This man was a giant. He built an advertising agency of over 500 employees. His clients had names you recognize, brands that are a part of your life. You've driven through one, you've swiped or tapped another, you may even have been behind the wheel of a third. A guy doesn't win and then retain clients of that caliber without being smart and driven.

But here's the thing: this man came from a place of integrity. He once withdrew from a new business pitch for a major bank -- to do signage in more than 4,000 branches nationwide -- because the head of marketing asked whether MBAs would be assigned to his business. "I created Ad Age's Agency of the Year," he said, "and I don't have an MBA so I guess we won't be working together." The bank's head of marketing mumbled something like, "I didn't mean you." But by then he was already almost out the door. We were him and he was us. He would walk away before he put any of us in an uncomfortable position.

He was tough. When I was a creative director, I had to "protect my head count." If my direct reports weren't 80% billable every week, I had to explain why. But if we hit our numbers, we got an annual raise. No exceptions. That's part of why he insisted on keeping the company privately owned. He didn't want to explain his policy to stockholders.

He was demanding. If you worked on the beer account, you were expected to drink the beer. And know how the label looked on the store shelves. And check out who was buying what brand in line in front of you at the grocery store, or who ordered what from the bar stool on either side of you. When you worked for him, you were always working for your client.

Most of all, he was unfailingly good to us. He had breakfast with every new employee and learned about us. His nickname for me was "Sports Fan" and he would ask me about the Cubs. He remembered something special about all 500 of us.

A creative director's wife had a baby and they wanted to move from apartment to house. But the CD was over extended and had a shitty credit rating and couldn't get a loan. One morning, he screwed up the courage to ask our boss out for a beer after work. Before the drinks arrived, he blurted, "Boss, can I borrow $10,000 for a downpayment on a house? I'll pay whatever interest you ask." "Sure," the Boss said, "But before we talk interest, I have to call my wife." The creative director thought the Boss had to clear the loan with his wife. It wasn't that. The Boss was afraid the creative director was going to quit, and he wanted to tell his wife there was nothing to be worried about. He not only knew all 500 of us, so did his wife.

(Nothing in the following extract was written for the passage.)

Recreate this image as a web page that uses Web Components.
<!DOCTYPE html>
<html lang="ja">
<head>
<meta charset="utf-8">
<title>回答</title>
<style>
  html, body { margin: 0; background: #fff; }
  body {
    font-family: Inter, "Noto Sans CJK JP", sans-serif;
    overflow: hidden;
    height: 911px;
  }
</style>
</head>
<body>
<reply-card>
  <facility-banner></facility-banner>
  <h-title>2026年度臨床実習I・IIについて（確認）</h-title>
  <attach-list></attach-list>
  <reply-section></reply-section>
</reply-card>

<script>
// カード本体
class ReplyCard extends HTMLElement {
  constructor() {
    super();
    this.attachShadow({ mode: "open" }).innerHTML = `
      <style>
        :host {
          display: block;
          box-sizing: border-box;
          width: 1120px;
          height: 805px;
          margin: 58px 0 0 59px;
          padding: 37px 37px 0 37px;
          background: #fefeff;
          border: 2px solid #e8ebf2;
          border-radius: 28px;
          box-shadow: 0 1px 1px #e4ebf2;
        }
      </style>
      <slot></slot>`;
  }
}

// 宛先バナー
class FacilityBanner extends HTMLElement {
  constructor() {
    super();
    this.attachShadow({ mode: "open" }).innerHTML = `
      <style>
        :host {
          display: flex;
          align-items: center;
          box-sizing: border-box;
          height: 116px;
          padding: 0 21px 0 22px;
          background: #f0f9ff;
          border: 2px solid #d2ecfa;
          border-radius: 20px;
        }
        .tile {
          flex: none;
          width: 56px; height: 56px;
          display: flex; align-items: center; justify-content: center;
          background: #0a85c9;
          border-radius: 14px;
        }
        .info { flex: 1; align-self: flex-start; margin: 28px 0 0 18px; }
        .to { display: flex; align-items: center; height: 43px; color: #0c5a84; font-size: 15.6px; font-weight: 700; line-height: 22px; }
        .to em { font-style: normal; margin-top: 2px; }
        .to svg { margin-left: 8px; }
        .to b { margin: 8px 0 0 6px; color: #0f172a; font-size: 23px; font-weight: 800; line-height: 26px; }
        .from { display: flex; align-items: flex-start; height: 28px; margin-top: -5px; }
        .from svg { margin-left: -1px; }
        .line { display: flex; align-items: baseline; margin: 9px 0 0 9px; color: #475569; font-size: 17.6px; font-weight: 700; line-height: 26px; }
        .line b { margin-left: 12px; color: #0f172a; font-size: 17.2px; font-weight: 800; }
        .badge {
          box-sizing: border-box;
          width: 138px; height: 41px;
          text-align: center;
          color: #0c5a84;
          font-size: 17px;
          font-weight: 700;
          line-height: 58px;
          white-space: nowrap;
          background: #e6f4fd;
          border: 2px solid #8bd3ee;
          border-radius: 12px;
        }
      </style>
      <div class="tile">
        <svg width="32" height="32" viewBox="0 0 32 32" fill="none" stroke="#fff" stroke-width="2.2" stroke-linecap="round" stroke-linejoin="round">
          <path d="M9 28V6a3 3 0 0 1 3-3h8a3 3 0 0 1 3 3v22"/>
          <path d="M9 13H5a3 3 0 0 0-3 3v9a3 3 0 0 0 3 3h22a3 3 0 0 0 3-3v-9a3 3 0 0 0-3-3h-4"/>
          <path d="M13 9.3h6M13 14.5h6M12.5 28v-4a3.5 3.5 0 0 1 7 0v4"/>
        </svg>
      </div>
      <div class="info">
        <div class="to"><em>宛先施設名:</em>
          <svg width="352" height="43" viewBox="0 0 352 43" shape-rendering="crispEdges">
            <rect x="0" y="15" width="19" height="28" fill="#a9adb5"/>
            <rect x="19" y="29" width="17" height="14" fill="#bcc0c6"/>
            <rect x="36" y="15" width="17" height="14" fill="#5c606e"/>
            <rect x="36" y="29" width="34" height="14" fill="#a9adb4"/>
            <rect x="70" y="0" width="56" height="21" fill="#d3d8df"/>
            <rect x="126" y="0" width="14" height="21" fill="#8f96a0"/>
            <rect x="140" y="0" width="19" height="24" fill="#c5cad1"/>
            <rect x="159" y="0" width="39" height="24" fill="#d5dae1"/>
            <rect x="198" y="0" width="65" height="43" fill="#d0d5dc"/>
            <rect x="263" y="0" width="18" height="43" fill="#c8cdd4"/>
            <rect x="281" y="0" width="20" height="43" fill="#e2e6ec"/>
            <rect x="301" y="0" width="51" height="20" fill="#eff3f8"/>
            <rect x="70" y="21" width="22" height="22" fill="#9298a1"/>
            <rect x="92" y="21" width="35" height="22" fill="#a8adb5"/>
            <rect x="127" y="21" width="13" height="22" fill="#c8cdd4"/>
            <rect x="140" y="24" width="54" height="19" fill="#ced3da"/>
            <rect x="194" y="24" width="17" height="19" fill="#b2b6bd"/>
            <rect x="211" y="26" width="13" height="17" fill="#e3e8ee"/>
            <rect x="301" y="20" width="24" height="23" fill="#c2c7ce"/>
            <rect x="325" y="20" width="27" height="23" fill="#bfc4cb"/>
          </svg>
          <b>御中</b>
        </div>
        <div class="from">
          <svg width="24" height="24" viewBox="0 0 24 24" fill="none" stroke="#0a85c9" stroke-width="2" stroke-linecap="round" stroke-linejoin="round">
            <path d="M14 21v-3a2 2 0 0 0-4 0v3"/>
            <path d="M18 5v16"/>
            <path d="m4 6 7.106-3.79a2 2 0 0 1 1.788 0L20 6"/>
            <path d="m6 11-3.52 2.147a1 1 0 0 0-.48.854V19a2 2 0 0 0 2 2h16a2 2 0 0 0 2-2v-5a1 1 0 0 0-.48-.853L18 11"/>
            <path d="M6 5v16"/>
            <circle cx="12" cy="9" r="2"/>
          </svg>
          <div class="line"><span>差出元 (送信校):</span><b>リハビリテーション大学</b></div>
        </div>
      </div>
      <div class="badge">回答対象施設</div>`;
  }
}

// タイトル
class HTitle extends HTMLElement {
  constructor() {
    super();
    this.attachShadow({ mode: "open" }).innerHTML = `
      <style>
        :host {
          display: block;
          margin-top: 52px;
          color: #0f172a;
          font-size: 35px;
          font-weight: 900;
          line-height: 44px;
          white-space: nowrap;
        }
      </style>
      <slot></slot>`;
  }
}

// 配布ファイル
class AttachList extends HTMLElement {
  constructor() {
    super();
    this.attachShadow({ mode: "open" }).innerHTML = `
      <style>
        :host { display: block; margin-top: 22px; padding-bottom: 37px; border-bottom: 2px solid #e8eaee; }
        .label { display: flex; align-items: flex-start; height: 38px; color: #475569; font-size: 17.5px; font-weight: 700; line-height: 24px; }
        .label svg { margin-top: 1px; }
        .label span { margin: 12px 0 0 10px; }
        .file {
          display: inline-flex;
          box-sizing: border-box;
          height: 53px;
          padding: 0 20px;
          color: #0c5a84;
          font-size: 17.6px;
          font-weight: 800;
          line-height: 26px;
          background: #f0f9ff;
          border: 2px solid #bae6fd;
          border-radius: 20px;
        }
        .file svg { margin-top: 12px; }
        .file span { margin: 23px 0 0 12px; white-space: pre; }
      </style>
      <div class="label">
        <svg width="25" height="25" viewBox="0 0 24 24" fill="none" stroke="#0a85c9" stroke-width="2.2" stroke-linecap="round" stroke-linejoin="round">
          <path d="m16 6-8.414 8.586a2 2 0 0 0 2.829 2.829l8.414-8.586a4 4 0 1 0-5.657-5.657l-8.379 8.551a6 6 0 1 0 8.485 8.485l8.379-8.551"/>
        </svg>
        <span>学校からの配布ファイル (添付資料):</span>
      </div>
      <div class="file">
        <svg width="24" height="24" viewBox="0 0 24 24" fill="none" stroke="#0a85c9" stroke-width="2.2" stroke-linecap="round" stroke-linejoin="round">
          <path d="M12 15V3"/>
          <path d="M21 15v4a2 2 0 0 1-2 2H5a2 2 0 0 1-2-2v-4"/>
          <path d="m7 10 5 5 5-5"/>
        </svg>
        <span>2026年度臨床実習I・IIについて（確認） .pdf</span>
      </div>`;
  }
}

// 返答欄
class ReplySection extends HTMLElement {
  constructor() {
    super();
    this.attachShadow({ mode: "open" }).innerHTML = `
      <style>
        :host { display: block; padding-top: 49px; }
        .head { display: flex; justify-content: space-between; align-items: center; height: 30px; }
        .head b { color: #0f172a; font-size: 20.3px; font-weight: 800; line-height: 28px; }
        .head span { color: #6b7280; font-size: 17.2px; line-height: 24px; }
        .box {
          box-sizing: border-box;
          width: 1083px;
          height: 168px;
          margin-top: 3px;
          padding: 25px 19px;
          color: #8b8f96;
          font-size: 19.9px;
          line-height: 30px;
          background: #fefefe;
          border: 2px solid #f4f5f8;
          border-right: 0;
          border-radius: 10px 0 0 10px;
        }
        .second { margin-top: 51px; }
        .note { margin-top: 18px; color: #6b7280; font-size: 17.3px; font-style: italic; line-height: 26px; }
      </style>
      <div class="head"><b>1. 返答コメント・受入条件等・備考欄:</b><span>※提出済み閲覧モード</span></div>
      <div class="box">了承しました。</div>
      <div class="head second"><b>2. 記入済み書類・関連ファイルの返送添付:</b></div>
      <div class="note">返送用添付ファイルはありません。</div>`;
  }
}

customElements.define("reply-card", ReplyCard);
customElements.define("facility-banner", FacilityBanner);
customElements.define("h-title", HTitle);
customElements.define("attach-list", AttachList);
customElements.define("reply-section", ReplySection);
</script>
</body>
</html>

I left that agency in 2002. The Boss was over 70 and he wanted to retire so he sold the agency. The new owners weren't him, so I quit. But in my heart, he will always be my Boss. Not a week goes by that I don't think of something he said to us. (Most recently I remembered him barking, "This is your agency, too!  If you see a paperclip on the floor, pick it up!" And so I bent over and picked up the post-it note on the floor by the elevator.)

It was a privilege to know him. RIP, Boss.


4 comments:

  1. A once in a lifetime boss. I had one like that. Wonderful.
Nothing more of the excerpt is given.